Now pulse the mixture (quickly turn the processor on and off) whilst adding milk. The amount varies, but it is usually around 2-3 tbsp. You’re looking for an airy, thick liquid mixture

Pour the mixture into the tin and place in the centre of the oven for around 20-25 minutes. At this point, the cake should have risen well and be starting to turn golden,but will still be wobbly / soft to touch in the centre. Cover with a sheet of tin foil and allow to cook for the rest of the time, or until it has come away from the sides and springs back when pressed

Remove from the oven and leave to cool for 5 minutes before turning out onto a cooling rack

Whilst the cake is cooking, you should start preparing your gingerbread dough – I didn’t do this and it just added unnecessary time to the process. *no, I wasn’t up until 2 am baking…*

The gingerbread dough is really easy to make, and even easier to nibble on. Gingerbread gives you abs, right?

I’ve adapted the recipe I used because I had over half of it left over, which is now sitting in the freezer waiting to be turned into gingerbread dough ice-cream. Tastes as good as it sounds *dribble*

Recipe for 2 Gingerbread Houses + 3 men 

Preheat the oven to 180 Fan and prepare a 3 pieces of baking parchment / grease proof paper to sit over a baking tray

In the food processor, blend together 250g plain flour and 150g cold unsalted butter until it resembles fine crumbs and there are no more lumps of butter

In a large mixing bowl, mix together 250g plain flour, 1/2 tbsp bicarbonate of soda 2 tbsp ground ginger and 1 tbsp mixed spice

Pour the butter and flour mixture into flour and spice mixture and combine thoroughly, before stirring in 225g dark muscovado sugar. Make sure there are no lumps.

In a separate bowl, whisk together 2 medium eggs and 120g golden syrup, until golden and frothy – this should take around 3 minutes on a medium-high whisk speed

Stir into the flour mixture to create a dough, kneading with your hands to ensure everything is properly combined.

Take a third of the dough and roll it out on the baking parchment until it is between 1cm and 2cm thickness

Using your template, (I used this one and this one) cut out your first gingerbread houses – with two fronts, two sides, and two roofs.

Slide the baking parchment onto the tray and cook in the oven for around 10 minutes or until golden brown and firm. They will have expanded in the oven because of the egg, this is fine! Simply place the template over them when out the oven and tidy up the edges

Repeat until all of your gingerbread is cooked

*Anddddd, a big sigh of relief*

Whilst your gingerbread is cooling, melt 360g white chocolate in a pan over a low heat – stirring continuously. Once melted and glossy, pour over your chocolate cake. This can be rough and doesn’t have to cover every inch of the cake – it’s meant to create a snow kissed looked! I had intended on sprinkling with desiccated coconut too, but we didn’t have any, so I opted for marshmallows instead – leaving space for the houses’ construction.
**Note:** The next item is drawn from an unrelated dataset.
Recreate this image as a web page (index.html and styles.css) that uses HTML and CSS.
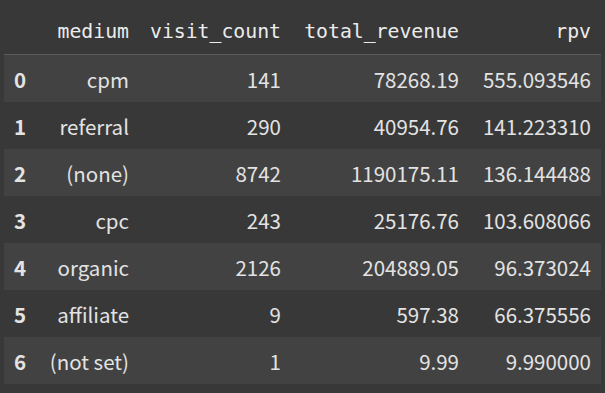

I also made a cute little path out of Galaxy Salted Caramel pieces.


 By this point, your first set of gingerbread should be completely cooled so it’s time to decorate. You can be as creative as you want; pipe icing around the windows and doors, stick sweets and chocolate on for decoration, anything!

I used Matchsticks to create a house made of sticks (because my niece loves The Three Little Pigs at the moment) and white chocolate buttons to give the other roof a tiled effect. I also piped icing on the front and back of the houses, sticking marshmallows on too.


The white icing used to glue everything down adds to the winter snow look, so go wild with it!

If you’re thinking about making this or something similar, I would recommend doing it over two days. This way, all your decoration can set and won’t be damaged when constructing, and it’s just less stress for you! 

When it comes to construction, give yourself plenty of time and find props and extra hands to hold everything up whilst the icing sets.

First, mark on the cake the edges of the sides, front and back of the houses, so that you know where everything needs to go. Then, starting with the sides, ice the bottom and ‘glue’ them to the cake. Once dry, pipe icing onto their ends and to the front and back of the houses where they are going to meet and ‘glue’ these together. Leave these to set whilst you compose your other house.

The roof will need to be held in place for around 10 minutes, because gravity will take over and you’ll end up with a pile of bricks. The icing needs to be piped along the sides where it touches the supporting walls, and along the top where it meets the other roof.

Stick with it. I was screaming, grunting, huffing, puffing, scowling, and being very passive aggressive to anyone who tried to help, but it’s worth it… right?


Dust with a little icing sugar, serve it to your family, and cry as they break it all down.